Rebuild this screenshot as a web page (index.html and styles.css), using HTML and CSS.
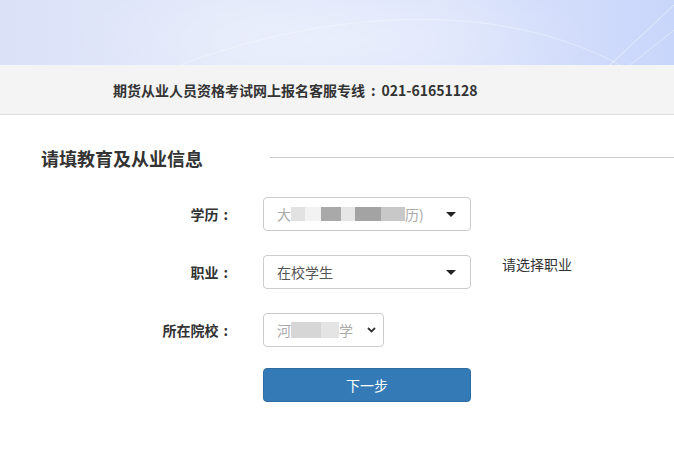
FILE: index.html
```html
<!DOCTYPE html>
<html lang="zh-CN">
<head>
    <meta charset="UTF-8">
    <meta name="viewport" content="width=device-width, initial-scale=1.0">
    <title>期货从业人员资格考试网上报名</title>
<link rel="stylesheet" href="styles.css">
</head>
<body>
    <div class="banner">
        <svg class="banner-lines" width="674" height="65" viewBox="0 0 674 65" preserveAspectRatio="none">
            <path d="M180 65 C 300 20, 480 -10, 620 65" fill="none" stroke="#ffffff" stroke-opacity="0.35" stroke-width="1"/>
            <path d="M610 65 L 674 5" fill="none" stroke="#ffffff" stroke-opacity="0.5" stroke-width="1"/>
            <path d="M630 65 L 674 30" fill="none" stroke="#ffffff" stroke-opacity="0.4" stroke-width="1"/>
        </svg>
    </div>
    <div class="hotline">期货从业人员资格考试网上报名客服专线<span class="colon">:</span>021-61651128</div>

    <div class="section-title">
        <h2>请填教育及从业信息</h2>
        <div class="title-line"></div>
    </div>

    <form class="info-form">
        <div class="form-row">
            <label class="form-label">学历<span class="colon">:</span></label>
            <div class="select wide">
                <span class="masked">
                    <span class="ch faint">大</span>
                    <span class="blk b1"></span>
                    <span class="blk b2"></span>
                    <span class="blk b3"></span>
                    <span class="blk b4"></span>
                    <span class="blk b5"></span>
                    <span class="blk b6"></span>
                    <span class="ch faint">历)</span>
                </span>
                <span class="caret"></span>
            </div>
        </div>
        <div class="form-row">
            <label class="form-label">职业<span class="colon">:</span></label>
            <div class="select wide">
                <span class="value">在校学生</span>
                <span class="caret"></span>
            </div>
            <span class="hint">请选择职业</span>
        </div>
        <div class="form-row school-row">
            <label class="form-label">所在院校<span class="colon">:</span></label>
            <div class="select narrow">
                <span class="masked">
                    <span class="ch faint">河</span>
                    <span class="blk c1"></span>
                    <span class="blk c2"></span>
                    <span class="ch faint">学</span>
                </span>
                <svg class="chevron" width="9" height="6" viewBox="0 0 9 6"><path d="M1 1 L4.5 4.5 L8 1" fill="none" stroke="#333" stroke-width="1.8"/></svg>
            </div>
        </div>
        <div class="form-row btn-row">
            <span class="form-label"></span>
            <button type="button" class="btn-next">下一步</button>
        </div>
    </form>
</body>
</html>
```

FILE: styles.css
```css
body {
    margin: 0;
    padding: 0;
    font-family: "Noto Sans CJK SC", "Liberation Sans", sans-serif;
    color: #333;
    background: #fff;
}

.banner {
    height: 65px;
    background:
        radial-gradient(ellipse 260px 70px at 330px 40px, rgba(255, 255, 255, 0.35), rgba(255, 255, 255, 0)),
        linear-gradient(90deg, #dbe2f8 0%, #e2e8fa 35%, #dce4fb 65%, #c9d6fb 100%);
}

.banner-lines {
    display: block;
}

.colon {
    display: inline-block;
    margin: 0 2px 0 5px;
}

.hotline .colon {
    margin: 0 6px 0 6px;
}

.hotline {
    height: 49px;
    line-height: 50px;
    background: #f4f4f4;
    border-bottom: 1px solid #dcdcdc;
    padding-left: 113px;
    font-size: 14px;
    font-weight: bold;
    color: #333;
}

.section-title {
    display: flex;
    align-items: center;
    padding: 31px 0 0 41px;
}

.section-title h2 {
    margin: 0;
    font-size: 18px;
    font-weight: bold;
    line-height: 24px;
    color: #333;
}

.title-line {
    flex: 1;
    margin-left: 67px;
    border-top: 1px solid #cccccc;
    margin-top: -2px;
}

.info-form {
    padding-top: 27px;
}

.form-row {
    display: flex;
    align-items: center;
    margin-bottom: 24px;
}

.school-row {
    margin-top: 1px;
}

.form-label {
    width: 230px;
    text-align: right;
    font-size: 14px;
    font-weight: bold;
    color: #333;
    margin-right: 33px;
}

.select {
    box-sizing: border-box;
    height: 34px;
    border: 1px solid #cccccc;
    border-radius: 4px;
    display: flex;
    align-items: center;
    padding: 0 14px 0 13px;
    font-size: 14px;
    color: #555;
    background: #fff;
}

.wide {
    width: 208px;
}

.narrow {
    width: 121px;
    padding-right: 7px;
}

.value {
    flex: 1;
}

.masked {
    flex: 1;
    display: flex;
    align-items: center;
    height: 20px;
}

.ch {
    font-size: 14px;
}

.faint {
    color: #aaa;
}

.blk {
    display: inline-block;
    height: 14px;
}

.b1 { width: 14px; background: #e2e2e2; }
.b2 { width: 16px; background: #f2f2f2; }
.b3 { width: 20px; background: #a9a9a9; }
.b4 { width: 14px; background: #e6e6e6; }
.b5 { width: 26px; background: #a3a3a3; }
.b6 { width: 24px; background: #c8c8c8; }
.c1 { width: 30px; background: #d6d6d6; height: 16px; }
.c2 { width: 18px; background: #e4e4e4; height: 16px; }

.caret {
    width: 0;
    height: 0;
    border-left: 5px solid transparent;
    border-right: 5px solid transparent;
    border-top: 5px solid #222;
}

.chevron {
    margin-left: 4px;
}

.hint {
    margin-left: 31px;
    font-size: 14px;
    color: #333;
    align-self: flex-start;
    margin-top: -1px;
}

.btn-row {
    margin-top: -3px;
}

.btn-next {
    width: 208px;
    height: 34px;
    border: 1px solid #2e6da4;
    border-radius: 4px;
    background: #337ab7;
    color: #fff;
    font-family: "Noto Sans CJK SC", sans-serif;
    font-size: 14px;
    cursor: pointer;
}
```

[Short exercise]
Indicate how many lines of the material include the word "styles"; the number alone is required.

[Solution for this task]
3